Your objective :: Word for word, copy all the data and drop the pictures.

↓

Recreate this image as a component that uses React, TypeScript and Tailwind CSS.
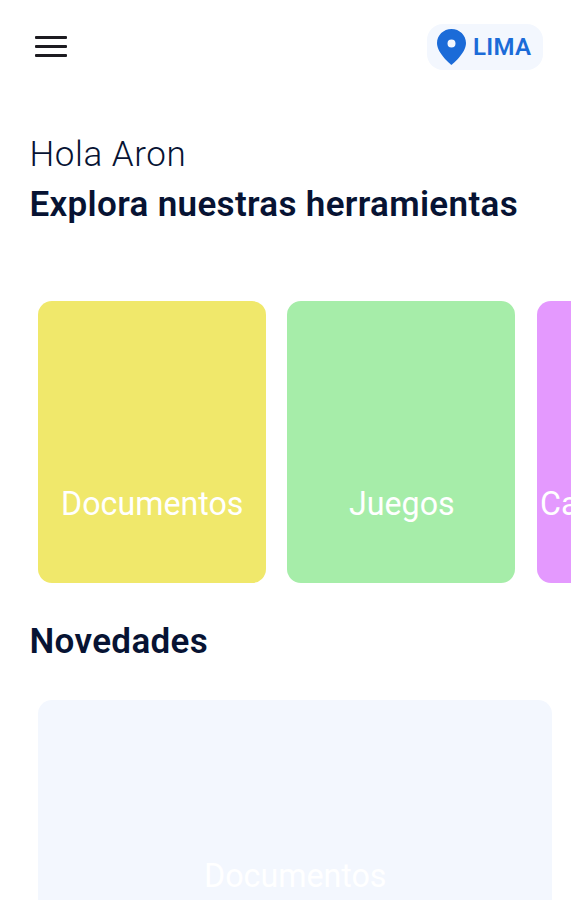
const tools = [
  { name: "Documentos", style: "justify-center bg-[#f0e86b]", label: "origin-center" },
  { name: "Juegos", style: "justify-center bg-[#a6eda9]", label: "origin-center" },
  { name: "Calculadora", style: "justify-start pl-[3px] bg-[#e499fe]", label: "origin-left" },
];

function Header() {
  return (
    <header className="flex h-[46px] items-center justify-between pl-[35px] pr-[28px]">
      <button aria-label="Menu" className="mb-[1px] flex w-[32px] flex-col gap-[6px]">
        <span className="h-[3px] w-full rounded-[1px] bg-[#1c1b20]" />
        <span className="h-[3px] w-full rounded-[1px] bg-[#1c1b20]" />
        <span className="h-[3px] w-full rounded-[1px] bg-[#1c1b20]" />
      </button>
      <div className="flex h-[46px] w-[116px] items-center rounded-[16px] bg-[#f3f7fe] pl-[10px] text-[#1b6bd8]">
        <svg className="h-[36px] w-[29px] shrink-0" viewBox="0 0 29 36" fill="currentColor">
          <path fillRule="evenodd" d="M14.5 0C6.5 0 0 6.2 0 14.1C0 24.7 14.5 36 14.5 36S29 24.7 29 14.1C29 6.2 22.5 0 14.5 0ZM14.5 10.4a4 4 0 1 1 0 8a4 4 0 1 1 0-8Z" />
        </svg>
        <span className="ml-[7px] text-[24px] font-semibold leading-none tracking-[0.3px]">LIMA</span>
      </div>
    </header>
  );
}

export default function App() {
  return (
    <main className="h-[900px] w-full overflow-hidden bg-white pt-[24px] font-[Roboto,sans-serif] text-[#071333]">
      <Header />
      <section className="mt-[60px] pl-[29.5px]">
        <p className="text-[35px] font-light leading-[50px] tracking-[0.55px]">Hola Aron</p>
        <h1 className="whitespace-nowrap text-[35px] font-semibold leading-[50px] tracking-[0.33px]">Explora nuestras herramientas</h1>
      </section>
      <section className="mt-[71px] flex gap-[21.3px] overflow-hidden pl-[38px]">
        {tools.map((tool) => (
          <article key={tool.name} className={`flex h-[282px] w-[228px] shrink-0 items-end rounded-[14px] pb-[60px] text-white ${tool.style}`}>
            <span className={`scale-x-[0.947] text-[34px] leading-[40px] ${tool.label}`}>{tool.name}</span>
          </article>
        ))}
      </section>
      <h2 className="mt-[34px] pl-[29.5px] text-[35px] font-semibold leading-[50px] tracking-[0.35px]">Novedades</h2>
      <article className="ml-[38px] mt-[33px] flex h-[282px] w-[514px] justify-center rounded-[14px] bg-[#f3f7fe] pt-[155px] text-white">
        <span className="scale-x-[0.947] text-[34px] leading-[40px]">Documentos</span>
      </article>
    </main>
  );
}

↑

Written solution ::
Recreate this image as a component that uses React, TypeScript and Tailwind CSS.
const tools = [
  { name: "Documentos", style: "justify-center bg-[#f0e86b]", label: "origin-center" },
  { name: "Juegos", style: "justify-center bg-[#a6eda9]", label: "origin-center" },
  { name: "Calculadora", style: "justify-start pl-[3px] bg-[#e499fe]", label: "origin-left" },
];

function Header() {
  return (
    <header className="flex h-[46px] items-center justify-between pl-[35px] pr-[28px]">
      <button aria-label="Menu" className="mb-[1px] flex w-[32px] flex-col gap-[6px]">
        <span className="h-[3px] w-full rounded-[1px] bg-[#1c1b20]" />
        <span className="h-[3px] w-full rounded-[1px] bg-[#1c1b20]" />
        <span className="h-[3px] w-full rounded-[1px] bg-[#1c1b20]" />
      </button>
      <div className="flex h-[46px] w-[116px] items-center rounded-[16px] bg-[#f3f7fe] pl-[10px] text-[#1b6bd8]">
        <svg className="h-[36px] w-[29px] shrink-0" viewBox="0 0 29 36" fill="currentColor">
          <path fillRule="evenodd" d="M14.5 0C6.5 0 0 6.2 0 14.1C0 24.7 14.5 36 14.5 36S29 24.7 29 14.1C29 6.2 22.5 0 14.5 0ZM14.5 10.4a4 4 0 1 1 0 8a4 4 0 1 1 0-8Z" />
        </svg>
        <span className="ml-[7px] text-[24px] font-semibold leading-none tracking-[0.3px]">LIMA</span>
      </div>
    </header>
  );
}

export default function App() {
  return (
    <main className="h-[900px] w-full overflow-hidden bg-white pt-[24px] font-[Roboto,sans-serif] text-[#071333]">
      <Header />
      <section className="mt-[60px] pl-[29.5px]">
        <p className="text-[35px] font-light leading-[50px] tracking-[0.55px]">Hola Aron</p>
        <h1 className="whitespace-nowrap text-[35px] font-semibold leading-[50px] tracking-[0.33px]">Explora nuestras herramientas</h1>
      </section>
      <section className="mt-[71px] flex gap-[21.3px] overflow-hidden pl-[38px]">
        {tools.map((tool) => (
          <article key={tool.name} className={`flex h-[282px] w-[228px] shrink-0 items-end rounded-[14px] pb-[60px] text-white ${tool.style}`}>
            <span className={`scale-x-[0.947] text-[34px] leading-[40px] ${tool.label}`}>{tool.name}</span>
          </article>
        ))}
      </section>
      <h2 className="mt-[34px] pl-[29.5px] text-[35px] font-semibold leading-[50px] tracking-[0.35px]">Novedades</h2>
      <article className="ml-[38px] mt-[33px] flex h-[282px] w-[514px] justify-center rounded-[14px] bg-[#f3f7fe] pt-[155px] text-white">
        <span className="scale-x-[0.947] text-[34px] leading-[40px]">Documentos</span>
      </article>
    </main>
  );
}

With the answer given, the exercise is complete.